As you can see, the prompt not only describes the motives of the image that should be shown, but also the style of the image. Sometimes you might want to have an image that looks like a real photo. But sometimes you might want to have different styles, like e.g. an image that looks like an oil painting or an image that looks like out of a Pixar movie. This description of the image style can be especially cryptic. For example, the phrases –ar 2:3 –beta –upbeta –upbeta actually don’t have any meaning to me. The model was trained on images and their captions from the internet, and hence it tends to reproduce the labeling behavior that is used there. So if people tend to write into photo image descriptions the exact type of camera lense (e.g. 50mm) that was used, then anything that relates to camera lenses might signal to the model that a photorealistic image should be created.

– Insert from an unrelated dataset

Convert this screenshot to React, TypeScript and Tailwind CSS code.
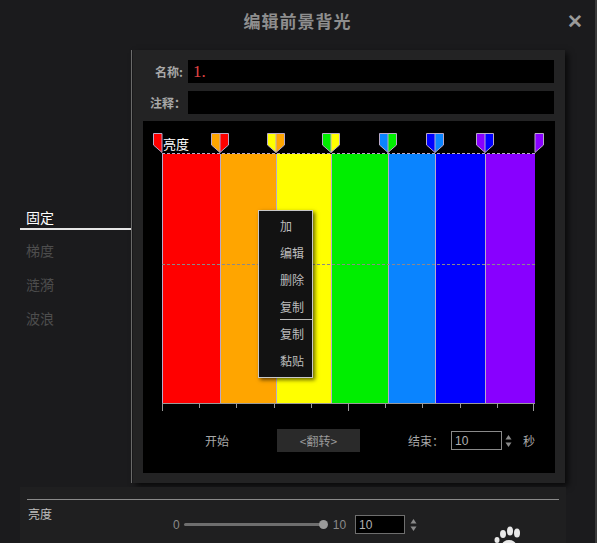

The second prompt that I tried was less photorealistic and more of a Pixar movie art. Again, there are some rather disconnected buzzwords at the end of the prompt in order to indicate the expected style of the image. We get a colorful image of a mad scientist:

glowwave portrait of curly orange haired mad scientist man from borderlands 3, au naturel, hyper detailed, digital art, trending in artstation, cinematic lighting, studio quality, smooth render, unreal engine 5 rendered, octane rendered, art style by pixar dreamworks warner bros disney riot games and overwatch.

Mad scientist

Image from text, including negative prompt

A slightly different entry point to the model we get on the following HuggingFace space: stabilityai/stable-diffusion. In addition to the description of the image we now get another text input where we can specify things that the image should NOT include. This second part is called a “negative prompt”. It comes in pretty handy whenever you need to break a link between certain co-occurring image components. For example, a warrior chief might be associated with feather decoration by the model based on the images that were used to train the model. In order to break that link and create an image of a warrior chief without feathers we can use the negative prompt to make sure that no feathers will be included. The following image shows some generated images based on text input with such a negative prompt:

Warrior chief without feathers

Image inpainting

There exists even another entry point to the text to image model on HuggingFace: multimodalart/stable-diffusion-inpainting. This user interface is called “image inpainting” and it can be used to modify existing images. The idea behind it is to use the model to complete images where parts of the image are missing. In the example below, you can see an input image of a warrior chief on the left. I used this image as a starting point for further refinements. Next step is that we need to “remove” certain areas from this image again such that they can be re-generated by the model based on some text prompt. There are two ways to remove areas in this user interface. First, you can use the mouse to construct a black “mask” for those regions. The mask will indicate all areas of the image that should be removed. This is how I did it in the example and the corresponding black mask can be seen in the image in the middle. A second way to encode the mask would be through a text prompt. Once the mask has been constructed, the now only partially completed image can be finalized with another text prompt. So in this example I used image inpainting to modify the face make up of the warrior chief. The final image after image inpainting can be seen on the right.

Warrior chief with modified face painting

Real-world challenge

Now that we know how to interact with the stable diffusion model, I also wanted to use my knowledge for some tough first real-world challenge. So I asked my three year old son for some fantasy animal to be generated, and he did go for some regularly shaped elephant that has a fur like a giraffe. This is what I came up with after some 20 minutes of trial and error:

Elephant with giraffe spot pattern

Can you do better?